Creato il 14 gennaio 2014 da Artesplorando @artesplorando

Nature morte (non morte): Francisco de Zurbaran

Fancisco de Zurbaran, natura morta con limoni

Francisco de Zurbaran, generazione a metà fra Caravaggio e la Moillon, raggiunge risultati analoghi senza aver frequentato né l'uno né l'altro mondo. Ma va ricordato che la Spagna di allora, per quanto potente, per quanto sublimemente ancorata ai sogni contorti dell'Escorial dove Filippo II da vivo celebrava i propri funerali, ebbene quella Spagna lì aveva come città principali Anversa, Milano, Napoli, Palermo e Genova se non sotto controllo almeno sotto contratto per il trasporto dell'oro dalle terre nuove d'America. La cultura spagnola si formava già in maniera globalizzata. Ma ispanico è lo spagnolo, quindi incline alla ieratica esagerazione delle situazioni, mosso da una capacità realista che raggiungerà gli apici con Velazquez, Goya e Pablo Picasso. E in Zurbaran, nei suoi monaci esaltati, vedo già i saltimbanchi del periodo rosa di Picasso.
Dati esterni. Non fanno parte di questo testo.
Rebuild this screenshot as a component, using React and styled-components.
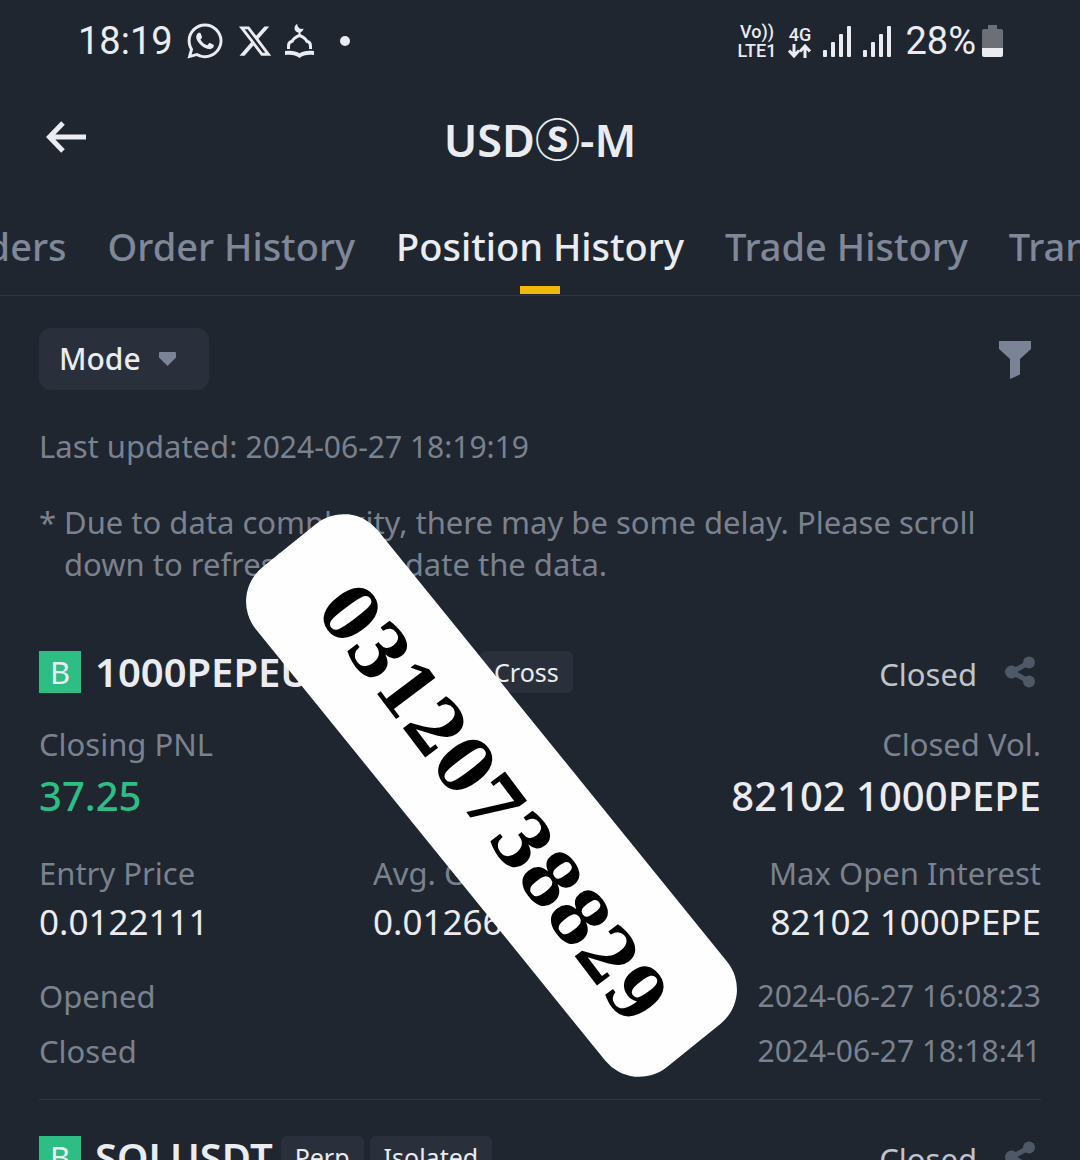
import React from "react";
import styled, { createGlobalStyle, css } from "styled-components";
import { FaWhatsapp } from "react-icons/fa";
import { FaXTwitter } from "react-icons/fa6";

const color = {
  bg: "#1f2630",
  panel: "#29303c",
  line: "#303843",
  text: "#eaecf1",
  soft: "#bfc3cb",
  muted: "#7b818e",
  tab: "#7f8798",
  dim: "#4e5866",
  icon: "#7a8496",
  green: "#2ebd85",
  yellow: "#f0b90b",
};

const GlobalStyle = createGlobalStyle`
  *, *::before, *::after { box-sizing: border-box; }
  body {
    margin: 0;
    background: ${color.bg};
    color: ${color.text};
    font-family: "Noto Sans", sans-serif;
  }
  h1, h2, p, dl, dt, dd { margin: 0; font: inherit; }
  button {
    border: 0;
    padding: 0;
    background: none;
    color: inherit;
    font: inherit;
    cursor: pointer;
  }
  svg { display: block; }
`;

const Screen = styled.div`
  position: relative;
  display: flex;
  flex-direction: column;
  height: 100vh;
  overflow: hidden;
`;

const StatusBar = styled.div`
  display: flex;
  flex-shrink: 0;
  justify-content: space-between;
  align-items: center;
  height: 80px;
  padding: 2px 77px 0 78px;
  font-family: Roboto, sans-serif;
  font-size: 38px;
  line-height: 44px;
`;

const StatusGroup = styled.div`
  display: flex;
  align-items: center;
  gap: 12px;
`;

const Dot = styled.span`
  width: 10px;
  height: 10px;
  margin-left: 14px;
  border-radius: 50%;
  background: ${color.text};
`;

const StackedLabel = styled.span`
  display: flex;
  flex-direction: column;
  align-items: center;
  font-size: 18px;
  font-weight: 500;
  line-height: 19px;
`;

const BatteryLevel = styled.span`
  display: flex;
  align-items: center;
  gap: 6px;
  margin-left: 2px;
`;

const Header = styled.header`
  display: grid;
  flex-shrink: 0;
  grid-template-columns: 1fr auto 1fr;
  align-items: center;
  height: 120px;
  padding: 0 45px;
`;

const BackButton = styled.button`
  justify-self: start;
  padding-bottom: 6px;
`;

const Title = styled.h1`
  font-size: 45px;
  font-weight: 600;
  line-height: 60px;
`;

const CoinMark = styled.span`
  font-family: "Noto Sans CJK JP", sans-serif;
  font-weight: 700;
  line-height: 1;
`;

const Tabs = styled.nav`
  display: grid;
  flex-shrink: 0;
  grid-template-columns: minmax(0, 1fr) auto minmax(0, 1fr);
  gap: 41px;
  padding-top: 22px;
  border-bottom: 1px solid ${color.line};
  overflow: hidden;
`;

const TabSide = styled.div`
  display: flex;
  justify-content: ${(p) => p.$align};
  gap: 41px;
`;

const Tab = styled.button`
  display: flex;
  flex-direction: column;
  flex-shrink: 0;
  align-items: center;
  gap: 16px;
  color: ${color.tab};
  font-size: 38px;
  font-weight: 500;
  line-height: 48px;
  white-space: nowrap;

  &::after {
    content: "";
    width: 40px;
    height: 8px;
    margin-bottom: 1px;
  }

  ${(p) =>
    p.$active &&
    css`
      color: ${color.text};
      &::after { background: ${color.yellow}; }
    `}
`;

const Content = styled.main`
  flex-shrink: 0;
  padding: 32px 39px 0;
`;

const FilterRow = styled.div`
  display: flex;
  justify-content: space-between;
  align-items: center;
`;

const ModeButton = styled.button`
  display: flex;
  align-items: center;
  gap: 18px;
  min-width: 170px;
  height: 62px;
  padding: 0 20px;
  border-radius: 12px;
  background: ${color.panel};
  font-size: 30px;
  font-weight: 500;
  line-height: 42px;
`;

const FunnelButton = styled.button`
  padding: 2px 10px 0 0;
`;

const Updated = styled.p`
  margin-top: 35px;
  color: ${color.muted};
  font-size: 31px;
  line-height: 42px;
`;

const Stamp = styled.time`
  font-size: 30px;
`;

const Note = styled.div`
  display: grid;
  grid-template-columns: 25px 1fr;
  margin-top: 33px;
  color: ${color.muted};
  font-size: 31px;
  line-height: 42px;
`;

const CardHead = styled.div`
  display: flex;
  align-items: center;
  height: 42px;
`;

const Side = styled.span`
  width: 42px;
  margin-right: 14px;
  background: ${color.green};
  font-size: 31px;
  line-height: 42px;
  text-align: center;
`;

const Symbol = styled.h2`
  margin-right: 8px;
  font-size: 40px;
  font-weight: 600;
  line-height: 42px;
`;

const Tag = styled.span`
  margin-right: 6px;
  padding: 0 14px;
  border-radius: 6px;
  background: ${color.panel};
  font-size: 25px;
  line-height: 42px;
`;

const State = styled.span`
  margin: 4px 28px 0 auto;
  color: ${color.soft};
  font-size: 31px;
  line-height: 42px;
`;

const ShareButton = styled.button`
  padding-right: 6px;
`;

const Card = styled.article`
  display: flex;
  flex-direction: column;
  gap: 30px;
  padding-bottom: 27px;
  margin-bottom: 36px;
  border-bottom: 1px solid ${color.line};
`;

const CardList = styled.section`
  margin-top: 66px;
`;

const Stats = styled.dl`
  display: grid;
  grid-template-columns: repeat(${(p) => p.$columns}, 1fr);
`;

const Stat = styled.div`
  display: flex;
  flex-direction: column;
  gap: 5px;
  white-space: nowrap;

  &:last-child { align-items: flex-end; }
`;

const Label = styled.dt`
  color: ${color.muted};
  font-size: 31px;
  line-height: 42px;
`;

const Value = styled.dd`
  color: ${(p) => (p.$gain ? color.green : color.text)};
  font-size: ${(p) => (p.$large ? 40 : 35)}px;
  font-weight: ${(p) => (p.$large ? 500 : 400)};
  line-height: ${(p) => (p.$large ? 52 : 46)}px;
`;

const Times = styled.dl`
  display: flex;
  flex-direction: column;
  gap: 13px;
`;

const TimeRow = styled.div`
  display: flex;
  justify-content: space-between;
  color: ${color.muted};
  font-size: 30px;
  line-height: 42px;
`;

const Sticker = styled.div`
  position: absolute;
  top: 717px;
  left: 170px;
  display: flex;
  justify-content: center;
  align-items: center;
  width: 643px;
  height: 157px;
  padding: 8px 0 0 14px;
  border-radius: 44px;
  background: #fefefe;
  color: #000;
  font-family: "DejaVu Serif Condensed", "DejaVu Serif", serif;
  font-size: 76px;
  font-weight: 700;
  line-height: 1;
  transform: rotate(51deg);
`;

const StickerText = styled.span`
  transform: rotate(2deg);
`;

const MosqueIcon = () => (
  <svg width="29" height="34" viewBox="0 0 29 34" fill={color.text}>
    <path d="M12.200 0a4.500 4.500 0 1 0 6.300 4.600a4.600 4.600 0 0 1-6.300-4.600z" />
    <path d="M14.500 8v4" stroke={color.text} strokeWidth="2" />
    <path
      d="M3.500 25v-3c0-2.400 1.300-4.200 3.700-4.700c1-3 3.600-4.300 7.300-6c3.700 1.700 6.300 3 7.300 6c2.400 .5 3.700 2.300 3.700 4.700v3"
      fill="none"
      stroke={color.text}
      strokeWidth="3"
    />
    <path d="M0 27c6-.8 11-.3 14.500 2.300c3.500-2.600 8.500-3.100 14.500-2.300v4c-5-.7-10.500-.6-14.500 3c-4-3.600-9.500-3.700-14.500-3z" />
  </svg>
);

const SignalIcon = () => (
  <svg width="28" height="31" viewBox="0 0 28 31" fill={color.text}>
    <rect x="0" y="24" width="4" height="7" rx="1" />
    <rect x="8" y="16" width="4" height="15" rx="1" />
    <rect x="16" y="8" width="4" height="23" rx="1" />
    <rect x="24" y="0" width="4" height="31" rx="1" />
  </svg>
);

const BatteryIcon = () => (
  <svg width="21" height="32" viewBox="0 0 21 32">
    <path d="M6 0h9v4h4a2 2 0 0 1 2 2v17H0V6a2 2 0 0 1 2-2h4z" fill="#6c7076" />
    <path d="M0 23h21v7a2 2 0 0 1-2 2H2a2 2 0 0 1-2-2z" fill={color.text} />
  </svg>
);

const DataArrows = () => (
  <svg width="23" height="14" viewBox="0 0 23 14" fill="none" stroke={color.text} strokeWidth="3">
    <path d="M6 0v12M1 6.500l5 5.500l5-5.500" />
    <path d="M17 14V2M12 7.500L17 2l5 5.500" />
  </svg>
);

const BackIcon = () => (
  <svg width="42" height="32" viewBox="0 0 42 32" fill="none" stroke={color.text} strokeWidth="5">
    <path d="M41 16H5M18 2L4.500 16L18 30" />
  </svg>
);

const CaretIcon = () => (
  <svg width="17" height="14" viewBox="0 0 17 14" fill={color.icon}>
    <path d="M1 0h15a1 1 0 0 1 1 1v4.500L8.500 14L0 5.500V1a1 1 0 0 1 1-1z" />
  </svg>
);

const FunnelIcon = () => (
  <svg width="32" height="38" viewBox="0 0 32 38" fill={color.icon}>
    <path d="M0 0h32v8L21 18v15.500L11 38V18L0 8z" />
  </svg>
);

const ShareIcon = () => (
  <svg width="30" height="32" viewBox="0 0 30 32" fill={color.dim} stroke={color.dim}>
    <path d="M24 6.500L7 16l17 9.500" fill="none" strokeWidth="5" />
    <circle cx="24" cy="6.500" r="6" stroke="none" />
    <circle cx="6.500" cy="16" r="6.500" stroke="none" />
    <circle cx="24" cy="25.500" r="6" stroke="none" />
  </svg>
);

const PositionHead = ({ symbol, tags }) => (
  <CardHead>
    <Side>B</Side>
    <Symbol>{symbol}</Symbol>
    {tags.map((tag) => (
      <Tag key={tag}>{tag}</Tag>
    ))}
    <State>Closed</State>
    <ShareButton type="button" aria-label={`Share ${symbol}`}>
      <ShareIcon />
    </ShareButton>
  </CardHead>
);

const StatItem = ({ label, value, large, gain }) => (
  <Stat>
    <Label>{label}</Label>
    <Value $large={large} $gain={gain}>{value}</Value>
  </Stat>
);

const TimeItem = ({ label, value }) => (
  <TimeRow>
    <Label>{label}</Label>
    <dd>
      <Stamp>{value}</Stamp>
    </dd>
  </TimeRow>
);

export default function App() {
  return (
    <>
      <GlobalStyle />
      <Screen>
        <StatusBar>
          <StatusGroup>
            <span>18:19</span>
            <FaWhatsapp size={40} color={color.text} />
            <FaXTwitter size={36} color={color.text} />
            <MosqueIcon />
            <Dot />
          </StatusGroup>
          <StatusGroup>
            <StackedLabel>
              <span>Vo))</span>
              <span>LTE1</span>
            </StackedLabel>
            <StackedLabel>
              <span>4G</span>
              <DataArrows />
            </StackedLabel>
            <SignalIcon />
            <SignalIcon />
            <BatteryLevel>
              <span>28%</span>
              <BatteryIcon />
            </BatteryLevel>
          </StatusGroup>
        </StatusBar>

        <Header>
          <BackButton type="button" aria-label="Back">
            <BackIcon />
          </BackButton>
          <Title>
            USD<CoinMark>Ⓢ</CoinMark>-M
          </Title>
        </Header>

        <Tabs>
          <TabSide $align="flex-end">
            <Tab type="button">Open Orders</Tab>
            <Tab type="button">Order History</Tab>
          </TabSide>
          <Tab type="button" $active>Position History</Tab>
          <TabSide $align="flex-start">
            <Tab type="button">Trade History</Tab>
            <Tab type="button">Transaction History</Tab>
          </TabSide>
        </Tabs>

        <Content>
          <FilterRow>
            <ModeButton type="button">
              Mode
              <CaretIcon />
            </ModeButton>
            <FunnelButton type="button" aria-label="Filter">
              <FunnelIcon />
            </FunnelButton>
          </FilterRow>

          <Updated>
            Last updated: <Stamp>2024-06-27 18:19:19</Stamp>
          </Updated>
          <Note>
            <span>*</span>
            <p>
              Due to data complexity, there may be some delay. Please scroll down to refresh and update the data.
            </p>
          </Note>

          <CardList>
            <Card>
              <PositionHead symbol="1000PEPEUSDT" tags={["Perp", "Cross"]} />
              <Stats $columns={2}>
                <StatItem label="Closing PNL" value="37.25" large gain />
                <StatItem label="Closed Vol." value="82102 1000PEPE" large />
              </Stats>
              <Stats $columns={3}>
                <StatItem label="Entry Price" value="0.0122111" />
                <StatItem label="Avg. Close Price" value="0.0126648" />
                <StatItem label="Max Open Interest" value="82102 1000PEPE" />
              </Stats>
              <Times>
                <TimeItem label="Opened" value="2024-06-27 16:08:23" />
                <TimeItem label="Closed" value="2024-06-27 18:18:41" />
              </Times>
            </Card>
            <PositionHead symbol="SOLUSDT" tags={["Perp", "Isolated"]} />
          </CardList>
        </Content>

        <Sticker>
          <StickerText>03120738829</StickerText>
        </Sticker>
      </Screen>
    </>
  );
}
Come nel bodegon, così si chiama la natura morta da quelle parti, vedo l'anticipazione di quelle che Pablo farà vedere a Georges Braques che ne farà buon commercio da salotto. Per ogni verso, Zurbaran è il primo che indagherà con attenzione maniacale la qualità della materia, la terracotta della tazzina, i piattini d'argento con i riflessi degli oggetti posati sopra, la canestra e quelle arance di allora che erano amarissime da mangiare e che talvolta convivono sugli aranci con i fiori che appaiono all'inizio dell'estate successiva alla loro maturazione.